| TO BE DONE |
Omit every picture and return the rest of the data unaltered.

* start *

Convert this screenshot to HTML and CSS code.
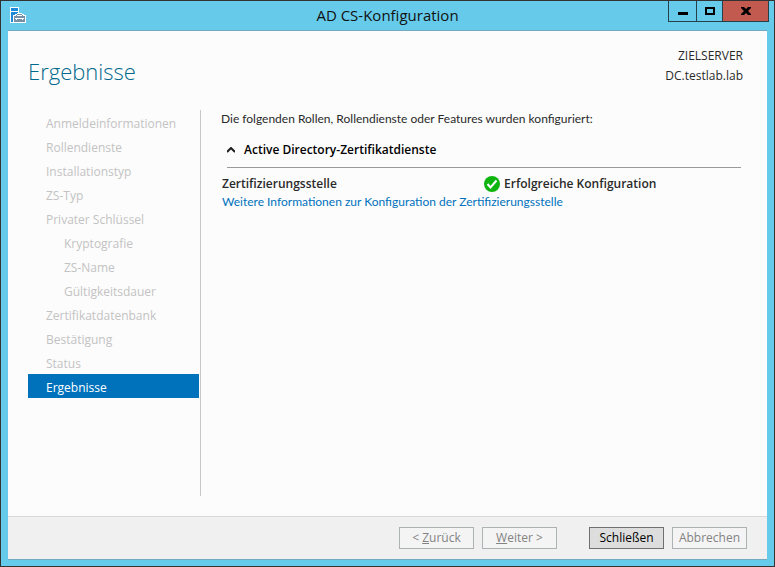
FILE: index.html
```html
<!DOCTYPE html>
<html lang="de">
<head>
    <meta charset="UTF-8">
    <meta name="viewport" content="width=device-width, initial-scale=1.0">
    <title>AD CS-Konfiguration</title>
    <link rel="stylesheet" href="styles.css">
</head>
<body>
    <div class="window">
        <header class="titlebar">
            <svg class="app-icon" width="16" height="16" viewBox="0 0 16 16" shape-rendering="crispEdges" aria-hidden="true">
                <path fill="#fff" d="M0 0h9v6h3v1h2v1h2v8H0z"/>
                <path fill="#1e88d8" d="M1 1h7v3H1zM1 5h7v1H7v1H5v1H3v7H1z"/>
                <path fill="#7890a5" d="M7 7h5v1H7zM6 8h1v1H6zM12 8h1v1h-1zM4 9h11v6H4z"/>
                <path fill="#fff" d="M7 8h5v1H7zM5 11h9v1H5zM6 12h1v1H6zM12 12h1v1h-1z"/>
            </svg>
            <span class="title">AD CS-Konfiguration</span>
            <div class="window-buttons">
                <button type="button" class="win-btn minimize" aria-label="Minimieren">
                    <svg width="10" height="10" viewBox="0 0 10 10" shape-rendering="crispEdges"><path d="M0 6h10v3H0z"/></svg>
                </button>
                <button type="button" class="win-btn maximize" aria-label="Maximieren">
                    <svg width="10" height="10" viewBox="0 0 10 10" shape-rendering="crispEdges"><path fill-rule="evenodd" d="M0 1h10v8H0zM2 3v4h6V3z"/></svg>
                </button>
                <button type="button" class="win-btn close" aria-label="Fenster schließen">
                    <svg width="10" height="10" viewBox="0 0 10 10"><path d="M0 1h3l2 2 2-2h3v1L7 5l3 3v1H7L5 7 3 9H0V8l3-3-3-3z"/></svg>
                </button>
            </div>
        </header>

        <div class="client">
            <div class="page-head">
                <h1>Ergebnisse</h1>
                <div class="server">
                    <div>ZIELSERVER</div>
                    <div>DC.testlab.lab</div>
                </div>
            </div>

            <div class="page-body">
                <nav class="steps">
                    <ul>
                        <li>Anmeldeinformationen</li>
                        <li>Rollendienste</li>
                        <li>Installationstyp</li>
                        <li>ZS-Typ</li>
                        <li>Privater Schlüssel</li>
                        <li class="sub">Kryptografie</li>
                        <li class="sub">ZS-Name</li>
                        <li class="sub">Gültigkeitsdauer</li>
                        <li>Zertifikatdatenbank</li>
                        <li>Bestätigung</li>
                        <li>Status</li>
                        <li class="active" aria-current="step">Ergebnisse</li>
                    </ul>
                </nav>

                <main class="results">
                    <p class="intro">Die folgenden Rollen, Rollendienste oder Features wurden konfiguriert:</p>
                    <button type="button" class="group-head" aria-expanded="true">
                        <svg width="8" height="6" viewBox="0 0 8 6"><path d="M0 5l4-4 4 4" fill="none" stroke="#1e1e1e" stroke-width="2"/></svg>
                        Active Directory-Zertifikatdienste
                    </button>
                    <div class="group">
                        <div class="result-row">
                            <span class="role">Zertifizierungsstelle</span>
                            <span class="state">
                                <svg width="16" height="16" viewBox="0 0 16 16" aria-hidden="true">
                                    <circle cx="8" cy="8" r="8" fill="#0fb40f"/>
                                    <path d="M3.500 8l3 3.500 6-7" fill="none" stroke="#fff" stroke-width="2"/>
                                </svg>
                                Erfolgreiche Konfiguration
                            </span>
                        </div>
                        <a href="#">Weitere Informationen zur Konfiguration der Zertifizierungsstelle</a>
                    </div>
                </main>
            </div>

            <footer class="actions">
                <button type="button" class="btn" disabled>&lt; <u>Z</u>urück</button>
                <button type="button" class="btn" disabled><u>W</u>eiter &gt;</button>
                <button type="button" class="btn primary">Schließen</button>
                <button type="button" class="btn" disabled>Abbrechen</button>
            </footer>
        </div>
    </div>
</body>
</html>
```
FILE: styles.css
```css
* {
    box-sizing: border-box;
}

body {
    margin: 0;
    font-family: "Open Sans", "Noto Sans", sans-serif;
    font-size: 12px;
    line-height: 18px;
    color: #2a2a2a;
}

button {
    font: inherit;
}

.window {
    display: flex;
    flex-direction: column;
    min-height: 100vh;
    padding: 0 7px 6px;
    border: 1px solid #333;
    background-color: #66cbea;
}

/* title bar */

.titlebar {
    display: grid;
    grid-template-columns: 100px 1fr 100px;
    align-items: start;
    height: 29px;
}

.app-icon {
    margin: 6px 2px;
}

.title {
    color: #111;
    font-size: 15px;
    line-height: 28px;
    text-align: center;
}

.window-buttons {
    display: flex;
    justify-content: flex-end;
    margin-right: -2px;
}

.win-btn {
    display: flex;
    align-items: center;
    justify-content: center;
    width: 26px;
    height: 21px;
    padding: 0;
    border: 1px solid #26404a;
    border-top: none;
    border-right: none;
    background-color: #66cbea;
    color: #000;
}

.minimize {
    width: 28px;
}

.close {
    width: 47px;
    border-right: 1px solid #26404a;
    background-color: #c35a50;
}

/* wizard page */

.client {
    display: flex;
    flex: 1;
    flex-direction: column;
    border-top: 1px solid #74aabf;
    border-bottom: 1px solid #74aabf;
    background-color: #fcfcfc;
}

.page-head {
    display: flex;
    justify-content: space-between;
    padding: 15px 24px 0 20px;
}

h1 {
    margin: 7px 0 0;
    color: #00688b;
    font-size: 22px;
    font-weight: 300;
    line-height: 36px;
}

.server {
    line-height: 20px;
    text-align: right;
}

.page-body {
    display: flex;
    flex: 1;
    padding: 21px 26px 20px 20px;
}

.steps {
    width: 173px;
    padding-right: 1px;
    border-right: 1px solid #c8c8c8;
}

.steps ul {
    margin: 0;
    padding: 0;
    list-style: none;
}

.steps li {
    padding: 4px 0 0 18px;
    color: #c3c3c3;
    line-height: 20px;
}

.steps .sub {
    padding-left: 36px;
}

.steps .active {
    background-color: #0072bc;
    color: #fff;
}

.results {
    flex: 1;
    padding-left: 20px;
}

.intro {
    margin: 0 0 13px;
}

.intro,
.group a {
    font-family: Lato, "Open Sans", sans-serif;
}

.group-head {
    display: flex;
    align-items: center;
    gap: 9px;
    padding: 0 6px;
    border: none;
    background: none;
    color: #000;
    font-weight: 600;
}

.group {
    margin: 8px 0 0 6px;
    border-top: 1px solid #999;
}

.result-row {
    display: grid;
    grid-template-columns: 262px 1fr;
    margin: 7px 0 0 -5px;
    font-weight: 600;
}

.state {
    display: flex;
    align-items: center;
    gap: 4px;
}

.group a {
    margin-left: -5px;
    color: #0072bc;
    text-decoration: none;
}

/* buttons */

.actions {
    display: flex;
    justify-content: flex-end;
    gap: 8px;
    padding: 10px 20px;
    border-top: 1px solid #d9d9d9;
    background-color: #f0f0f0;
}

.btn {
    width: 75px;
    height: 22px;
    padding: 0;
    border: 1px solid #adb2b5;
    background-color: #f4f4f4;
    color: #838383;
    line-height: 20px;
}

.primary {
    margin-left: 24px;
    border-color: #707070;
    background-color: #ddd;
    color: #000;
}
```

* end *

| THE OUTPUT |
Convert this screenshot to HTML and CSS code.
FILE: index.html
```html
<!DOCTYPE html>
<html lang="de">
<head>
    <meta charset="UTF-8">
    <meta name="viewport" content="width=device-width, initial-scale=1.0">
    <title>AD CS-Konfiguration</title>
    <link rel="stylesheet" href="styles.css">
</head>
<body>
    <div class="window">
        <header class="titlebar">
            <svg class="app-icon" width="16" height="16" viewBox="0 0 16 16" shape-rendering="crispEdges" aria-hidden="true">
                <path fill="#fff" d="M0 0h9v6h3v1h2v1h2v8H0z"/>
                <path fill="#1e88d8" d="M1 1h7v3H1zM1 5h7v1H7v1H5v1H3v7H1z"/>
                <path fill="#7890a5" d="M7 7h5v1H7zM6 8h1v1H6zM12 8h1v1h-1zM4 9h11v6H4z"/>
                <path fill="#fff" d="M7 8h5v1H7zM5 11h9v1H5zM6 12h1v1H6zM12 12h1v1h-1z"/>
            </svg>
            <span class="title">AD CS-Konfiguration</span>
            <div class="window-buttons">
                <button type="button" class="win-btn minimize" aria-label="Minimieren">
                    <svg width="10" height="10" viewBox="0 0 10 10" shape-rendering="crispEdges"><path d="M0 6h10v3H0z"/></svg>
                </button>
                <button type="button" class="win-btn maximize" aria-label="Maximieren">
                    <svg width="10" height="10" viewBox="0 0 10 10" shape-rendering="crispEdges"><path fill-rule="evenodd" d="M0 1h10v8H0zM2 3v4h6V3z"/></svg>
                </button>
                <button type="button" class="win-btn close" aria-label="Fenster schließen">
                    <svg width="10" height="10" viewBox="0 0 10 10"><path d="M0 1h3l2 2 2-2h3v1L7 5l3 3v1H7L5 7 3 9H0V8l3-3-3-3z"/></svg>
                </button>
            </div>
        </header>

        <div class="client">
            <div class="page-head">
                <h1>Ergebnisse</h1>
                <div class="server">
                    <div>ZIELSERVER</div>
                    <div>DC.testlab.lab</div>
                </div>
            </div>

            <div class="page-body">
                <nav class="steps">
                    <ul>
                        <li>Anmeldeinformationen</li>
                        <li>Rollendienste</li>
                        <li>Installationstyp</li>
                        <li>ZS-Typ</li>
                        <li>Privater Schlüssel</li>
                        <li class="sub">Kryptografie</li>
                        <li class="sub">ZS-Name</li>
                        <li class="sub">Gültigkeitsdauer</li>
                        <li>Zertifikatdatenbank</li>
                        <li>Bestätigung</li>
                        <li>Status</li>
                        <li class="active" aria-current="step">Ergebnisse</li>
                    </ul>
                </nav>

                <main class="results">
                    <p class="intro">Die folgenden Rollen, Rollendienste oder Features wurden konfiguriert:</p>
                    <button type="button" class="group-head" aria-expanded="true">
                        <svg width="8" height="6" viewBox="0 0 8 6"><path d="M0 5l4-4 4 4" fill="none" stroke="#1e1e1e" stroke-width="2"/></svg>
                        Active Directory-Zertifikatdienste
                    </button>
                    <div class="group">
                        <div class="result-row">
                            <span class="role">Zertifizierungsstelle</span>
                            <span class="state">
                                <svg width="16" height="16" viewBox="0 0 16 16" aria-hidden="true">
                                    <circle cx="8" cy="8" r="8" fill="#0fb40f"/>
                                    <path d="M3.500 8l3 3.500 6-7" fill="none" stroke="#fff" stroke-width="2"/>
                                </svg>
                                Erfolgreiche Konfiguration
                            </span>
                        </div>
                        <a href="#">Weitere Informationen zur Konfiguration der Zertifizierungsstelle</a>
                    </div>
                </main>
            </div>

            <footer class="actions">
                <button type="button" class="btn" disabled>&lt; <u>Z</u>urück</button>
                <button type="button" class="btn" disabled><u>W</u>eiter &gt;</button>
                <button type="button" class="btn primary">Schließen</button>
                <button type="button" class="btn" disabled>Abbrechen</button>
            </footer>
        </div>
    </div>
</body>
</html>
```
FILE: styles.css
```css
* {
    box-sizing: border-box;
}

body {
    margin: 0;
    font-family: "Open Sans", "Noto Sans", sans-serif;
    font-size: 12px;
    line-height: 18px;
    color: #2a2a2a;
}

button {
    font: inherit;
}

.window {
    display: flex;
    flex-direction: column;
    min-height: 100vh;
    padding: 0 7px 6px;
    border: 1px solid #333;
    background-color: #66cbea;
}

/* title bar */

.titlebar {
    display: grid;
    grid-template-columns: 100px 1fr 100px;
    align-items: start;
    height: 29px;
}

.app-icon {
    margin: 6px 2px;
}

.title {
    color: #111;
    font-size: 15px;
    line-height: 28px;
    text-align: center;
}

.window-buttons {
    display: flex;
    justify-content: flex-end;
    margin-right: -2px;
}

.win-btn {
    display: flex;
    align-items: center;
    justify-content: center;
    width: 26px;
    height: 21px;
    padding: 0;
    border: 1px solid #26404a;
    border-top: none;
    border-right: none;
    background-color: #66cbea;
    color: #000;
}

.minimize {
    width: 28px;
}

.close {
    width: 47px;
    border-right: 1px solid #26404a;
    background-color: #c35a50;
}

/* wizard page */

.client {
    display: flex;
    flex: 1;
    flex-direction: column;
    border-top: 1px solid #74aabf;
    border-bottom: 1px solid #74aabf;
    background-color: #fcfcfc;
}

.page-head {
    display: flex;
    justify-content: space-between;
    padding: 15px 24px 0 20px;
}

h1 {
    margin: 7px 0 0;
    color: #00688b;
    font-size: 22px;
    font-weight: 300;
    line-height: 36px;
}

.server {
    line-height: 20px;
    text-align: right;
}

.page-body {
    display: flex;
    flex: 1;
    padding: 21px 26px 20px 20px;
}

.steps {
    width: 173px;
    padding-right: 1px;
    border-right: 1px solid #c8c8c8;
}

.steps ul {
    margin: 0;
    padding: 0;
    list-style: none;
}

.steps li {
    padding: 4px 0 0 18px;
    color: #c3c3c3;
    line-height: 20px;
}

.steps .sub {
    padding-left: 36px;
}

.steps .active {
    background-color: #0072bc;
    color: #fff;
}

.results {
    flex: 1;
    padding-left: 20px;
}

.intro {
    margin: 0 0 13px;
}

.intro,
.group a {
    font-family: Lato, "Open Sans", sans-serif;
}

.group-head {
    display: flex;
    align-items: center;
    gap: 9px;
    padding: 0 6px;
    border: none;
    background: none;
    color: #000;
    font-weight: 600;
}

.group {
    margin: 8px 0 0 6px;
    border-top: 1px solid #999;
}

.result-row {
    display: grid;
    grid-template-columns: 262px 1fr;
    margin: 7px 0 0 -5px;
    font-weight: 600;
}

.state {
    display: flex;
    align-items: center;
    gap: 4px;
}

.group a {
    margin-left: -5px;
    color: #0072bc;
    text-decoration: none;
}

/* buttons */

.actions {
    display: flex;
    justify-content: flex-end;
    gap: 8px;
    padding: 10px 20px;
    border-top: 1px solid #d9d9d9;
    background-color: #f0f0f0;
}

.btn {
    width: 75px;
    height: 22px;
    padding: 0;
    border: 1px solid #adb2b5;
    background-color: #f4f4f4;
    color: #838383;
    line-height: 20px;
}

.primary {
    margin-left: 24px;
    border-color: #707070;
    background-color: #ddd;
    color: #000;
}
```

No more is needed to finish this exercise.